Markov Decision Process

A sequential decision problem for a fully observable, stochastic environment with a Markovian transition model and additive rewards is called a Markov decision process. It consists of a set of states, with initial state $s_{0}$ , a set $A C T I O N S (s)$ of actions in each state, a transition model $P (s^{'} | s, a)$ , and a reward function $R (s)$ .

A policy, denoted $π$ , specifies what the agent should do in any state $s$ . This action is denoted by $π (s)$ . The optimal policy $π^{*}$ yields the highest expected utility.
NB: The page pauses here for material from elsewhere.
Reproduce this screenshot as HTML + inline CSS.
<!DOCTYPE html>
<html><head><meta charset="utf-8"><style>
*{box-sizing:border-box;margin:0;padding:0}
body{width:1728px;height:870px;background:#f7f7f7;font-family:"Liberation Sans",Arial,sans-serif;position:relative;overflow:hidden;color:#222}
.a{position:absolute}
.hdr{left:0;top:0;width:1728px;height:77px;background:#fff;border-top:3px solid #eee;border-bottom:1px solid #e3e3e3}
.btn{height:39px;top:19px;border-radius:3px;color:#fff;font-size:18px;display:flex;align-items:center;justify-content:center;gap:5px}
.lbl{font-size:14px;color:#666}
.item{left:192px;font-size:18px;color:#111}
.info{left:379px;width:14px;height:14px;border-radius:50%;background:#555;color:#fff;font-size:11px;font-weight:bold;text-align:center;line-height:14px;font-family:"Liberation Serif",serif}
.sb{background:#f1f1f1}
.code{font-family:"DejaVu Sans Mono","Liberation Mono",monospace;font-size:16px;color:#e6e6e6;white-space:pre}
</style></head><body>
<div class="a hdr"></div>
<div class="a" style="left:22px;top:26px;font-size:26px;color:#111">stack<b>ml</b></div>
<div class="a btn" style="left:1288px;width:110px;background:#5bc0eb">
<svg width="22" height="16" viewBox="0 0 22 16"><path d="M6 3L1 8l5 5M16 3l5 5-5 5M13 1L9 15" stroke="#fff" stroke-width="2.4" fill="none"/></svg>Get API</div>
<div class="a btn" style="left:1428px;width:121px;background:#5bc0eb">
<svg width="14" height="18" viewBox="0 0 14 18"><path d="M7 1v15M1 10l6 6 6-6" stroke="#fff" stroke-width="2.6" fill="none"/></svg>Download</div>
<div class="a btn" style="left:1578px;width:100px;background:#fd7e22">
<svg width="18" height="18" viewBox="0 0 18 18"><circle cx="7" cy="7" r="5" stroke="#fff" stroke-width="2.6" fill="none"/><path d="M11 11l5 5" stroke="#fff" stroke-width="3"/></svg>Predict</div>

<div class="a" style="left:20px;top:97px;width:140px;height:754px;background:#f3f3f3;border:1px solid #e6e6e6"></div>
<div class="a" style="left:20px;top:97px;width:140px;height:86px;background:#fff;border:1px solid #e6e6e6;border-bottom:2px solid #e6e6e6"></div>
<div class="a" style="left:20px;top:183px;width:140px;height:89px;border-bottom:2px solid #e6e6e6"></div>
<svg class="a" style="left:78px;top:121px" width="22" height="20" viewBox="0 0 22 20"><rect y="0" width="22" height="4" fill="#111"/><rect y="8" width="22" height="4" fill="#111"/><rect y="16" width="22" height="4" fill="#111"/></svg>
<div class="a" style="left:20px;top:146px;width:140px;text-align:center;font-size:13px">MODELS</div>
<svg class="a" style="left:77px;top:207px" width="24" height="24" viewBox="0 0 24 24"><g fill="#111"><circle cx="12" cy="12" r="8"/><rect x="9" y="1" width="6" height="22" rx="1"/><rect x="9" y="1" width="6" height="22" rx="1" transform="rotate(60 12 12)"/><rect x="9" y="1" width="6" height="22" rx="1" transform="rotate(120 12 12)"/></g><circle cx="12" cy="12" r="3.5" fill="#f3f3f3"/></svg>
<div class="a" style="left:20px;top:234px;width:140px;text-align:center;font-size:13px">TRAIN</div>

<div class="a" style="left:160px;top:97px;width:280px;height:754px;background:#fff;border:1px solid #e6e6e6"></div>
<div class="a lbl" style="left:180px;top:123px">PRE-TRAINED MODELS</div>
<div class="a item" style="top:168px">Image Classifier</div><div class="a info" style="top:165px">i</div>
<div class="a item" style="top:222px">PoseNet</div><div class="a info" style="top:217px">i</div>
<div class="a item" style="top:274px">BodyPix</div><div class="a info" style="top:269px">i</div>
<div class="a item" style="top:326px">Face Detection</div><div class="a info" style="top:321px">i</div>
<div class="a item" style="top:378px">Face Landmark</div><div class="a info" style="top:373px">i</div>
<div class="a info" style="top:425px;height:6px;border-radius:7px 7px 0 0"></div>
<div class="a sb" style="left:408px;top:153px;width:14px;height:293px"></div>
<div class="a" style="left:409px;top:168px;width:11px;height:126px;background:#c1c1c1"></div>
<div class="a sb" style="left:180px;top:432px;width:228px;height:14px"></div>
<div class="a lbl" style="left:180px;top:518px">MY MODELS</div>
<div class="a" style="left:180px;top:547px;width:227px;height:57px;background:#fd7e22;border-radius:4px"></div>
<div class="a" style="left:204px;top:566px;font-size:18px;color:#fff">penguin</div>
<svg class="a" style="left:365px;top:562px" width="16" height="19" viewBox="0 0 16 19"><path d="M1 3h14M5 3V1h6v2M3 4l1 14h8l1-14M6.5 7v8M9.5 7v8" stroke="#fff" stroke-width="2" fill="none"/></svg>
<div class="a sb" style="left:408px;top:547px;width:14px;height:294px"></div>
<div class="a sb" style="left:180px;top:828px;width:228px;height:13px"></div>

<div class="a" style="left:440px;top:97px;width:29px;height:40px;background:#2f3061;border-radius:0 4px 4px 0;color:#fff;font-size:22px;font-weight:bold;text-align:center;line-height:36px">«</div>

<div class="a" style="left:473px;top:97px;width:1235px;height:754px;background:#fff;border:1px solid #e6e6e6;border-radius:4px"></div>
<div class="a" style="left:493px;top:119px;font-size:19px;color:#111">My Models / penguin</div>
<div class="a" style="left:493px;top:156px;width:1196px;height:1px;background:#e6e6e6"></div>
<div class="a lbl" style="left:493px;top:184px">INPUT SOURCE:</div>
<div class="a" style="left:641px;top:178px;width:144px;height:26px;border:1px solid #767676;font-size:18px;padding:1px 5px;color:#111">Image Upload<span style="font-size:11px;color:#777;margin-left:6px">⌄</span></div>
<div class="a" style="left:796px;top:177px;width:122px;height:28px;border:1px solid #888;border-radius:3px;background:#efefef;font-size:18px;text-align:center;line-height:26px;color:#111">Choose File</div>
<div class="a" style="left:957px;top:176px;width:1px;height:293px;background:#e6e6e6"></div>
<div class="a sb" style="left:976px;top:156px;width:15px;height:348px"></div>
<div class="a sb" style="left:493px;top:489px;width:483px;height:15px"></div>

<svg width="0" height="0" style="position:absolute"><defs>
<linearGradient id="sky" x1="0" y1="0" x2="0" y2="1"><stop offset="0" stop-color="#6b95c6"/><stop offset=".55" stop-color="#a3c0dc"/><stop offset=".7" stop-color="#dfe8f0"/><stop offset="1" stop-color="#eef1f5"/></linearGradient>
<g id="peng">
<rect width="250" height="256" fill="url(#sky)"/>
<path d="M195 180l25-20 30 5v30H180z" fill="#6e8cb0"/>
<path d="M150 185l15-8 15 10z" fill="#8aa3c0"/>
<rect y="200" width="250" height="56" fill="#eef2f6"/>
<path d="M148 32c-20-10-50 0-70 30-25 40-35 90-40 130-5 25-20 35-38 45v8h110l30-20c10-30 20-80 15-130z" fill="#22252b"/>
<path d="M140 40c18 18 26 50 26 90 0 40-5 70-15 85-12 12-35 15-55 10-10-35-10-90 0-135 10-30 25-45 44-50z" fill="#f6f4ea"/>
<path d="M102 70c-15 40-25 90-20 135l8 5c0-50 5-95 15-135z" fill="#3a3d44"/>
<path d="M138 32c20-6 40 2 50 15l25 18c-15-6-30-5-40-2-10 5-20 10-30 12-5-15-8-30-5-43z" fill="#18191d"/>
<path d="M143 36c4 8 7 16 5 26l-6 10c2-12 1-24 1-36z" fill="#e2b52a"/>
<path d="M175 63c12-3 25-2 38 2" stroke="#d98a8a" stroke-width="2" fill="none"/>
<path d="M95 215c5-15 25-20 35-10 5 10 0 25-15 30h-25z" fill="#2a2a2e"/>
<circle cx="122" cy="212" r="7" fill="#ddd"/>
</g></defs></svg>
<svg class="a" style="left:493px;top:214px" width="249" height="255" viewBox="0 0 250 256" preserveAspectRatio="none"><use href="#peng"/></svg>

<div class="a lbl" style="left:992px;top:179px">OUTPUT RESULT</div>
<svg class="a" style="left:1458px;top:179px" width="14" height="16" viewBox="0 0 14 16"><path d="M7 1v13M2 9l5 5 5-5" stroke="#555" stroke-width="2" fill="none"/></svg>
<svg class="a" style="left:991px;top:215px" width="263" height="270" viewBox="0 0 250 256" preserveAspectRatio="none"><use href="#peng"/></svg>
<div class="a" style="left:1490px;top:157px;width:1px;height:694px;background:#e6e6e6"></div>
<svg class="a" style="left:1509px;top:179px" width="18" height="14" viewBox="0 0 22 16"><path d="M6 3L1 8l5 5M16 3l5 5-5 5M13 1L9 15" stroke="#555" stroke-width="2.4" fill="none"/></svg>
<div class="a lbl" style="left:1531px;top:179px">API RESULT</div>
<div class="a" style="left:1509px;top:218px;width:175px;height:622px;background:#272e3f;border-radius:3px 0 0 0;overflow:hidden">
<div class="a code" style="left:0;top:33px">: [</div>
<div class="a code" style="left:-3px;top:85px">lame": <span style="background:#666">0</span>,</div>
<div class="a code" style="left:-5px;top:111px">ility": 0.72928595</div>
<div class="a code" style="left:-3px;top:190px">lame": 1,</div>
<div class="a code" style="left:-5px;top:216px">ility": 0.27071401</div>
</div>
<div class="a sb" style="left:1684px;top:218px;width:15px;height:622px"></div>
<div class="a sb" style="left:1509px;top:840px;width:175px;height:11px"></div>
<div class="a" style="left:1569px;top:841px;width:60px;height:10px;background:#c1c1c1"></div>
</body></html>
The careful balancing of risk and reward is a characteristic of MDPs that does not arise in deterministic search problems.

Optimality in Markov Decision Processes

Finite Horizon

$E (\sum_{t = 0}^{h} r_{t})$

Infinite Horizon

$E (\sum_{t = 0}^{\infty} γ^{t} r_{t})$

Average-reward

$lim_{h \to \infty} E (\sum_{t = 0}^{h} \frac{1}{h} r_{t})$

Learning Performance Kaelbling, Littman, and Moore, n.d.

Asymptotic convergence:

$π_{n} \to π^{*} as n \to \infty$

PAC:

$P (N_{e r r o r s} > F (\cdot, ϵ, δ)) \leq δ$

Does not give any guarantee about the policy while it is learning

Regret (e.g. bound $B$ on total regret):

$\max \sum_{t = 0}^{T} r_{t j} - r_{t} < B$

No notion of “many small mistakes”, or “few major mistakes”.

Uniform-PAC

unifies notion of PAC and regret Dann, Lattimore, and Brunskill, n.d.